## Problem
Answer with a single number: the count of lines that include the string "React".

## Recorded information
····················

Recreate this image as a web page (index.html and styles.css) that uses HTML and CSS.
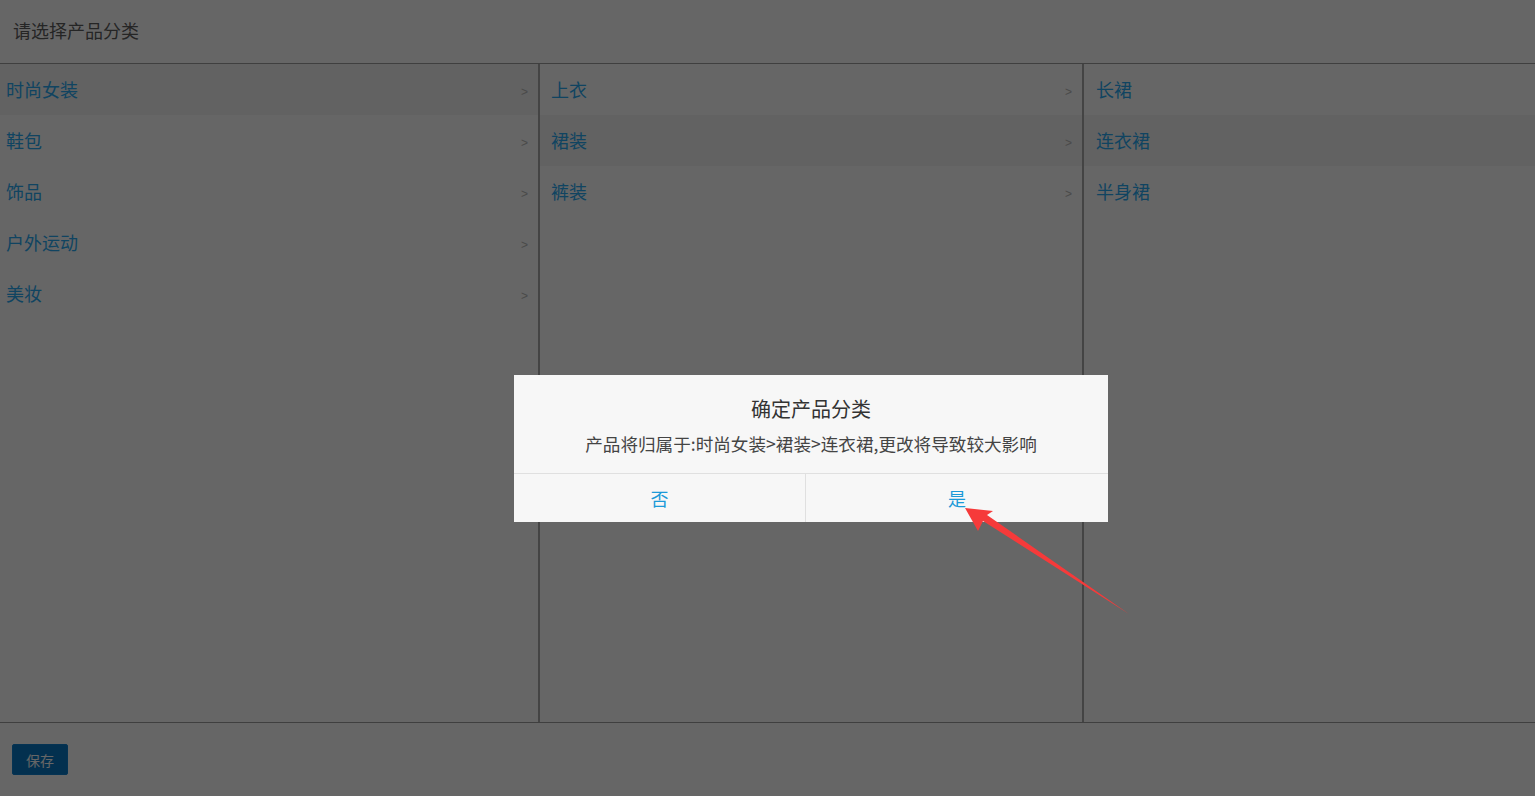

····················

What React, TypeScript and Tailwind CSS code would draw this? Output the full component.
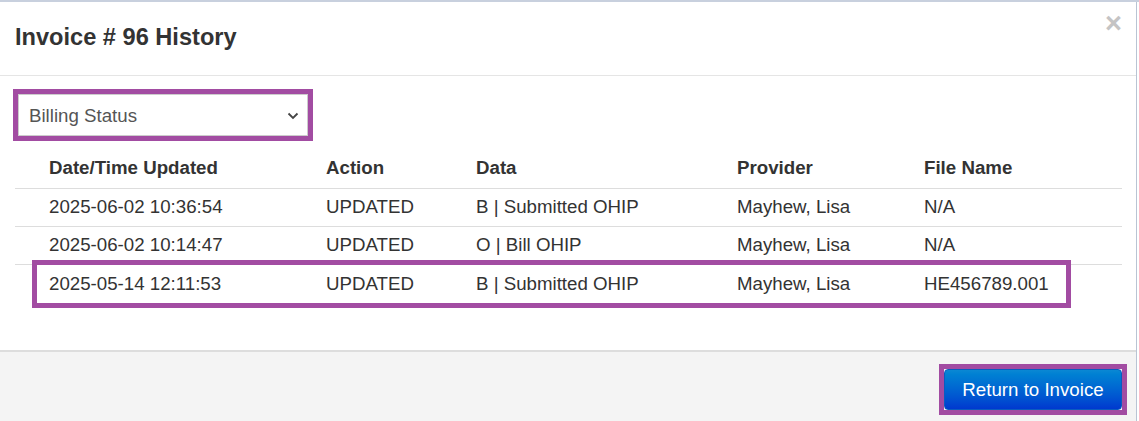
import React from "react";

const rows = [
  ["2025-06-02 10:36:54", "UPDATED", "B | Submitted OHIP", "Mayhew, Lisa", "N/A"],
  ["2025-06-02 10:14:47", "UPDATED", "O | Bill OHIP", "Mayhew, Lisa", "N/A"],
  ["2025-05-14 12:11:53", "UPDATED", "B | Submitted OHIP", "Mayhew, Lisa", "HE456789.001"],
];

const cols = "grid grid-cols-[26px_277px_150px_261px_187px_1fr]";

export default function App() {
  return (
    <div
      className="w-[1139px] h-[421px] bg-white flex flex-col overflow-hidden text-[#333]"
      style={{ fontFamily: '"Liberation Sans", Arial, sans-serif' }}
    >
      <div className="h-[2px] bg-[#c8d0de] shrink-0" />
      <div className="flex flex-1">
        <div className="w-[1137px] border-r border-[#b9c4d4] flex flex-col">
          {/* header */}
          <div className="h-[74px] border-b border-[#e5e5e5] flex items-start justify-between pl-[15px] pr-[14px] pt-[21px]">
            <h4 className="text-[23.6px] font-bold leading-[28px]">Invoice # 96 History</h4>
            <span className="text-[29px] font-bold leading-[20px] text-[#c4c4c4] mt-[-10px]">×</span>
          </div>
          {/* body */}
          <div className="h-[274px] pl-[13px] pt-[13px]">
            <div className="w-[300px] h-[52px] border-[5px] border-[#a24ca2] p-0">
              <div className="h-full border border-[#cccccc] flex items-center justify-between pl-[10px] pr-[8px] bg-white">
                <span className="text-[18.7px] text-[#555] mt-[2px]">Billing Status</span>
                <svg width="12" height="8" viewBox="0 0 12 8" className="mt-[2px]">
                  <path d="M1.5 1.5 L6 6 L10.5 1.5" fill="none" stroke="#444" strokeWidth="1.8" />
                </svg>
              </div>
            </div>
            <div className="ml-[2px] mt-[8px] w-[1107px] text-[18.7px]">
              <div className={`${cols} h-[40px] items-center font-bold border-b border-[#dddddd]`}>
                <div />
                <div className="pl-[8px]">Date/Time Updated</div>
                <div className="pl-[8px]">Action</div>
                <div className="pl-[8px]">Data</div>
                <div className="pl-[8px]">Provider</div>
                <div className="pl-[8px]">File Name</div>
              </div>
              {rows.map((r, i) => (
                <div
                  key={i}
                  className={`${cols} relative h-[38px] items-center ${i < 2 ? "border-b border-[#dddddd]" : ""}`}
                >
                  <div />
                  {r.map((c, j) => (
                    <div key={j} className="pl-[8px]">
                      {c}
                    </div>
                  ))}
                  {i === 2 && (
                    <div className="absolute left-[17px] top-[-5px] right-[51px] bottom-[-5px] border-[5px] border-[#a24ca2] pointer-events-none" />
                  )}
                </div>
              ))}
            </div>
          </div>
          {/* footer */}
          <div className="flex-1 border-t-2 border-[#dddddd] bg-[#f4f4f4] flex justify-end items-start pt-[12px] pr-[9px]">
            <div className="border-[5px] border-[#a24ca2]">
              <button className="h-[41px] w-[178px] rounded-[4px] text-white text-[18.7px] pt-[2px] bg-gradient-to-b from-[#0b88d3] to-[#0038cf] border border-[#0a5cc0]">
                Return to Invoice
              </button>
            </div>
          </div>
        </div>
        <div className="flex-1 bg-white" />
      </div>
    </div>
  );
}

····················

## Response to the task
2